Hajarnavis agreed that it was a challenge. “We do try for larger transactions; we’re not in a rush to deploy hundreds of millions of dollars of capital over a certain number of months. We don’t have a specific timeline — it’s a long-term business. We lived through this in China as well, where we started small and over time we evolved to write larger checks. We view this as a once-in-a-lifetime opportunity for the company, so we have to be patient.”

Hajarnavis admitted that there was some pressure from limited partners, who wanted India exposure. “If we didn’t have a presence there, the question would be asked — why are we not there? As with any other sector, we have to localize our product — private equity — for the Indian market. There may not be a lot of leveraged buyout opportunities, but there are lots of other growth capital opportunities over the next few years. We want long-term relationships with these companies. Goldman Sachs also has had the strategy of following its clients — we see where they have gone. Every large client of Goldman has an interest and a presence in India. That creates a reason for us to be there also.”

Governance structures are important, but hard to influence, the panelists noted. “We have very little influence, so you have to do the homework before getting in,” said Pandit. “You see either a structure of command-and-control or where people genuinely are bettering themselves and building institutions. It’s hard to change it once you’re in there.” Issues around hiring, where to take the business, how much risk to take — all of these are important, he noted. “Ultimately the bet you make is on the top management team. You can’t spend lots of time on all these issues if you have a lot of deals.”

What Value Does a Firm Add?

Dubash, who was previously CFO at leading BPO firm WNS Global Services, gave the panel the perspective of the other side, recounting what Warburg Pincus (WNS’ majority shareholder) had brought to the table. “The biggest value addition they brought was a team of people to facilitate a capture, and then they built a world-class team around that. Also, whenever we did an acquisition, we had access to their entire team’s expertise in a particular area. When we wanted to open an office in Romania, we put our neck on the line and took a cut in variable pay, and the firm supported us.”

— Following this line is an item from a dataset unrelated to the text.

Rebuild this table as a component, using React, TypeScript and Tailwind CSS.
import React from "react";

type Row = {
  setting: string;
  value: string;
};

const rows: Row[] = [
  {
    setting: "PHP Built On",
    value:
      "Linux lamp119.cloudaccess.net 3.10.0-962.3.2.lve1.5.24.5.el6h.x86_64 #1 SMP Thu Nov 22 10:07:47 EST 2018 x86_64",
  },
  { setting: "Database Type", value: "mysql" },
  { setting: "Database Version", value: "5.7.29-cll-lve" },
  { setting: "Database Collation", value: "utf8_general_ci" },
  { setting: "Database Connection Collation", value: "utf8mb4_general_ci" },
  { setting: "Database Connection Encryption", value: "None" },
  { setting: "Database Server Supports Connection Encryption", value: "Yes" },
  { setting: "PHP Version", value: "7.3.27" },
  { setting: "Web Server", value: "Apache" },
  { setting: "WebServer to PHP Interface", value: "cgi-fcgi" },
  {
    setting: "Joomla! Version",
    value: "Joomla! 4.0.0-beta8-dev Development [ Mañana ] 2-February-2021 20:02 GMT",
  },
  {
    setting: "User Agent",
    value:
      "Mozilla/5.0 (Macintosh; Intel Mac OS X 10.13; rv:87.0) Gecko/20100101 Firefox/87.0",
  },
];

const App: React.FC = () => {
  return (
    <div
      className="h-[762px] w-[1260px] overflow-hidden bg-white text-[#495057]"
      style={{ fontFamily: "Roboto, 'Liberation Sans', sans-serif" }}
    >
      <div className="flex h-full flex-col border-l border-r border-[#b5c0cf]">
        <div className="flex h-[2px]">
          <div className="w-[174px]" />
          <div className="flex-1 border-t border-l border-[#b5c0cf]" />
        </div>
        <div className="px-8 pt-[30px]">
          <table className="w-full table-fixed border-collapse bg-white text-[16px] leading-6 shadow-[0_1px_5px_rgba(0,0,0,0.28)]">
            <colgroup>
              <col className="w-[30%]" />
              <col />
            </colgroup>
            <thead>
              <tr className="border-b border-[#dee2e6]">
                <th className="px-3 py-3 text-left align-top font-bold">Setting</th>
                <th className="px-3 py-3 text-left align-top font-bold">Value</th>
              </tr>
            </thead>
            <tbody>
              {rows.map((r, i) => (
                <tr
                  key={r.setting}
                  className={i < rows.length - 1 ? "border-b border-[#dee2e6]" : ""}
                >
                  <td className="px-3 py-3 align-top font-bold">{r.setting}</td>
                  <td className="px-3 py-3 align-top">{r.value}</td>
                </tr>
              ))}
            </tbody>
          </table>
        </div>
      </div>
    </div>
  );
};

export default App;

Pandit added that firms typically could add value in three areas. “One is the management team, of course. Second, alliances can add value — bringing new technology, customers, sourcing and revenue. Third would be the complementarities — other companies in the portfolio that we are aware of. We see things on the horizon that a company may not. And we can provide funding to make things happen.”

“We all strive to be a sounding board for CEOs; we want them to think of us as their business partner,” noted Hajarnavis. “I’d like them to reach out to us. That’s what we’re there for, and when we can add value. If I know what problem the company management is trying to solve, I can put the resources of our company at their disposal.”

Do the Sweet Deals Still Exist?

Even a few years ago, proprietary deals were sometimes possible, noted Rajan. When asked about the current environment, the panelists said it would be tough to find any advantage these days. “In a hot capital market, competition is inevitable,” said Pandit. “The advantage that any private equity firm has is its relationships. We have a track record of supporting companies, so it sometimes allows us to get a leg up, to have the opportunity to look at a deal.”

Hajarnavis noted that Indian entrepreneurs were sophisticated when it comes to understanding the value of their business. “Given the culture of negotiation, they always want to find the best deal,” he said. “It’s our responsibility to explain to them our tangible value-added. We may get privileged access for a short period of time or maybe one extra meeting that helps us come up with the right judgment, but really, there’s no friends-and-family discount out there.”

“We’re new to the market in the PE practice,” added Dubash, “but the relationships I’ve developed for 20 years are good, so deal flow has not been an issue. You do get some privileges, but you at least have to be in the range in terms of pricing.”